Write out the data below in full, unchanged, minus the images.

:: Data segment ::

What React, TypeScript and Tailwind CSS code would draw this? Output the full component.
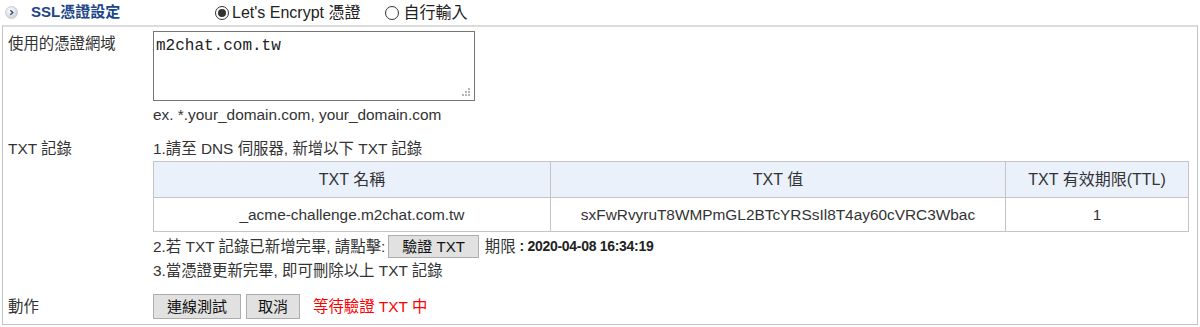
import React from 'react'

const font = "font-['Liberation_Sans','Noto_Sans_CJK_TC',sans-serif]"

function BulletIcon() {
  return (
    <svg width="13" height="13" viewBox="0 0 13 13" aria-hidden>
      <defs>
        <radialGradient id="bg" cx="40%" cy="35%" r="70%">
          <stop offset="0%" stopColor="#ffffff" />
          <stop offset="100%" stopColor="#c9ccd2" />
        </radialGradient>
      </defs>
      <circle cx="6.5" cy="6.5" r="6" fill="url(#bg)" stroke="#c4c7cc" strokeWidth="0.8" />
      <path d="M5.3 4.2 L7.8 6.5 L5.3 8.8" fill="none" stroke="#2d4a7c" strokeWidth="1.4" />
    </svg>
  )
}

function Radio({ checked }: { checked?: boolean }) {
  return (
    <span className="inline-flex h-[14px] w-[14px] items-center justify-center rounded-full border border-[#333] bg-white">
      {checked && <span className="h-[8px] w-[8px] rounded-full bg-[#333]" />}
    </span>
  )
}

function Btn({ children, cls }: { children: React.ReactNode; cls: string }) {
  return (
    <button className={`${cls} border border-[#adadad] bg-[#e1e1e1] text-[15px] leading-none text-[#111]`}>
      {children}
    </button>
  )
}

export default function App() {
  return (
    <div className={`h-[327px] w-[1200px] bg-white text-[15.4px] text-[#333] ${font}`}>
      {/* 標題列 */}
      <div className="flex h-[25px] items-center">
        <span className="ml-[5px] flex">
          <BulletIcon />
        </span>
        <span className="ml-[13px] w-[184px] text-[15px] font-bold text-[#1b4687]">SSL憑證設定</span>
        <label className="flex items-center gap-[3px] text-[16px] text-[#222]">
          <Radio checked />
          <span>Let's Encrypt 憑證</span>
        </label>
        <label className="ml-[25px] flex items-center gap-[4px] text-[16px] text-[#222]">
          <Radio />
          <span>自行輸入</span>
        </label>
      </div>

      {/* 內容 */}
      <div className="ml-[2px] h-[300px] w-[1196px] border-t-2 border-r border-b border-l border-t-[#dcdcdc] border-r-[#c4c4c4] border-b-[#c4c4c4] border-l-[#c4c4c4] pl-[5px] pt-[4px]">
        <div className="grid grid-cols-[145px_1fr]">
          <div className="pt-[4px] leading-[18px]">使用的憑證網域</div>
          <div>
            <div className="relative h-[70px] w-[322px] border border-[#767676] bg-white px-[2px] pt-[4px] font-['Liberation_Mono',monospace] text-[16px] leading-[20px] text-[#222]">
              m2chat.com.tw
              <svg className="absolute right-[3px] bottom-[3px]" width="9" height="9" viewBox="0 0 9 9" aria-hidden>
                <rect x="6" y="0" width="2" height="2" fill="#b5b5b5" />
                <rect x="3" y="3" width="2" height="2" fill="#b5b5b5" />
                <rect x="6" y="3" width="2" height="2" fill="#b5b5b5" />
                <rect x="0" y="6" width="2" height="2" fill="#b5b5b5" />
                <rect x="3" y="6" width="2" height="2" fill="#b5b5b5" />
                <rect x="6" y="6" width="2" height="2" fill="#b5b5b5" />
              </svg>
            </div>
            <div className="mt-[5px] leading-[18px]">ex. *.your_domain.com, your_domain.com</div>
          </div>

          <div className="pt-[16px] leading-[18px]">TXT 記錄</div>
          <div className="pt-[16px]">
            <div className="leading-[18px]">1.請至 DNS 伺服器, 新增以下 TXT 記錄</div>
            <table className="mt-[3px] w-[1036px] border-collapse text-center">
              <thead>
                <tr className="h-[36px] bg-[#eaf1fb] text-[16px]">
                  <th className="w-[397px] border border-[#c4c4c4] font-normal">TXT 名稱</th>
                  <th className="w-[455px] border border-[#c4c4c4] font-normal">TXT 值</th>
                  <th className="border border-[#c4c4c4] font-normal">TXT 有效期限(TTL)</th>
                </tr>
              </thead>
              <tbody>
                <tr className="h-[34px]">
                  <td className="border border-[#c4c4c4]">_acme-challenge.m2chat.com.tw</td>
                  <td className="border border-[#c4c4c4]">sxFwRvyruT8WMPmGL2BTcYRSsIl8T4ay60cVRC3Wbac</td>
                  <td className="border border-[#c4c4c4]">1</td>
                </tr>
              </tbody>
            </table>
            <div className="mt-[3px] flex h-[23px] items-center">
              <span>2.若 TXT 記錄已新增完畢, 請點擊:</span>
              <span className="ml-[3px]">
                <Btn cls="h-[23px] px-[13px]">驗證 TXT</Btn>
              </span>
              <span className="ml-[6px]">期限</span>
              <span className="ml-[4px] text-[14px] font-bold tracking-[-0.3px] text-[#222]">: 2020-04-08 16:34:19</span>
            </div>
            <div className="mt-[4px] leading-[18px]">3.當憑證更新完畢, 即可刪除以上 TXT 記錄</div>
          </div>

          <div className="mt-[14px] flex h-[25px] items-center self-start">動作</div>
          <div className="mt-[14px] flex h-[25px] items-center">
            <Btn cls="h-[25px] px-[13px]">連線測試</Btn>
            <span className="ml-[5px]">
              <Btn cls="h-[25px] px-[11px]">取消</Btn>
            </span>
            <span className="ml-[13px] text-[#f00]">等待驗證 TXT 中</span>
          </div>
        </div>
      </div>
    </div>
  )
}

:::

**Task response**.
What React, TypeScript and Tailwind CSS code would draw this? Output the full component.
import React from 'react'

const font = "font-['Liberation_Sans','Noto_Sans_CJK_TC',sans-serif]"

function BulletIcon() {
  return (
    <svg width="13" height="13" viewBox="0 0 13 13" aria-hidden>
      <defs>
        <radialGradient id="bg" cx="40%" cy="35%" r="70%">
          <stop offset="0%" stopColor="#ffffff" />
          <stop offset="100%" stopColor="#c9ccd2" />
        </radialGradient>
      </defs>
      <circle cx="6.5" cy="6.5" r="6" fill="url(#bg)" stroke="#c4c7cc" strokeWidth="0.8" />
      <path d="M5.3 4.2 L7.8 6.5 L5.3 8.8" fill="none" stroke="#2d4a7c" strokeWidth="1.4" />
    </svg>
  )
}

function Radio({ checked }: { checked?: boolean }) {
  return (
    <span className="inline-flex h-[14px] w-[14px] items-center justify-center rounded-full border border-[#333] bg-white">
      {checked && <span className="h-[8px] w-[8px] rounded-full bg-[#333]" />}
    </span>
  )
}

function Btn({ children, cls }: { children: React.ReactNode; cls: string }) {
  return (
    <button className={`${cls} border border-[#adadad] bg-[#e1e1e1] text-[15px] leading-none text-[#111]`}>
      {children}
    </button>
  )
}

export default function App() {
  return (
    <div className={`h-[327px] w-[1200px] bg-white text-[15.4px] text-[#333] ${font}`}>
      {/* 標題列 */}
      <div className="flex h-[25px] items-center">
        <span className="ml-[5px] flex">
          <BulletIcon />
        </span>
        <span className="ml-[13px] w-[184px] text-[15px] font-bold text-[#1b4687]">SSL憑證設定</span>
        <label className="flex items-center gap-[3px] text-[16px] text-[#222]">
          <Radio checked />
          <span>Let's Encrypt 憑證</span>
        </label>
        <label className="ml-[25px] flex items-center gap-[4px] text-[16px] text-[#222]">
          <Radio />
          <span>自行輸入</span>
        </label>
      </div>

      {/* 內容 */}
      <div className="ml-[2px] h-[300px] w-[1196px] border-t-2 border-r border-b border-l border-t-[#dcdcdc] border-r-[#c4c4c4] border-b-[#c4c4c4] border-l-[#c4c4c4] pl-[5px] pt-[4px]">
        <div className="grid grid-cols-[145px_1fr]">
          <div className="pt-[4px] leading-[18px]">使用的憑證網域</div>
          <div>
            <div className="relative h-[70px] w-[322px] border border-[#767676] bg-white px-[2px] pt-[4px] font-['Liberation_Mono',monospace] text-[16px] leading-[20px] text-[#222]">
              m2chat.com.tw
              <svg className="absolute right-[3px] bottom-[3px]" width="9" height="9" viewBox="0 0 9 9" aria-hidden>
                <rect x="6" y="0" width="2" height="2" fill="#b5b5b5" />
                <rect x="3" y="3" width="2" height="2" fill="#b5b5b5" />
                <rect x="6" y="3" width="2" height="2" fill="#b5b5b5" />
                <rect x="0" y="6" width="2" height="2" fill="#b5b5b5" />
                <rect x="3" y="6" width="2" height="2" fill="#b5b5b5" />
                <rect x="6" y="6" width="2" height="2" fill="#b5b5b5" />
              </svg>
            </div>
            <div className="mt-[5px] leading-[18px]">ex. *.your_domain.com, your_domain.com</div>
          </div>

          <div className="pt-[16px] leading-[18px]">TXT 記錄</div>
          <div className="pt-[16px]">
            <div className="leading-[18px]">1.請至 DNS 伺服器, 新增以下 TXT 記錄</div>
            <table className="mt-[3px] w-[1036px] border-collapse text-center">
              <thead>
                <tr className="h-[36px] bg-[#eaf1fb] text-[16px]">
                  <th className="w-[397px] border border-[#c4c4c4] font-normal">TXT 名稱</th>
                  <th className="w-[455px] border border-[#c4c4c4] font-normal">TXT 值</th>
                  <th className="border border-[#c4c4c4] font-normal">TXT 有效期限(TTL)</th>
                </tr>
              </thead>
              <tbody>
                <tr className="h-[34px]">
                  <td className="border border-[#c4c4c4]">_acme-challenge.m2chat.com.tw</td>
                  <td className="border border-[#c4c4c4]">sxFwRvyruT8WMPmGL2BTcYRSsIl8T4ay60cVRC3Wbac</td>
                  <td className="border border-[#c4c4c4]">1</td>
                </tr>
              </tbody>
            </table>
            <div className="mt-[3px] flex h-[23px] items-center">
              <span>2.若 TXT 記錄已新增完畢, 請點擊:</span>
              <span className="ml-[3px]">
                <Btn cls="h-[23px] px-[13px]">驗證 TXT</Btn>
              </span>
              <span className="ml-[6px]">期限</span>
              <span className="ml-[4px] text-[14px] font-bold tracking-[-0.3px] text-[#222]">: 2020-04-08 16:34:19</span>
            </div>
            <div className="mt-[4px] leading-[18px]">3.當憑證更新完畢, 即可刪除以上 TXT 記錄</div>
          </div>

          <div className="mt-[14px] flex h-[25px] items-center self-start">動作</div>
          <div className="mt-[14px] flex h-[25px] items-center">
            <Btn cls="h-[25px] px-[13px]">連線測試</Btn>
            <span className="ml-[5px]">
              <Btn cls="h-[25px] px-[11px]">取消</Btn>
            </span>
            <span className="ml-[13px] text-[#f00]">等待驗證 TXT 中</span>
          </div>
        </div>
      </div>
    </div>
  )
}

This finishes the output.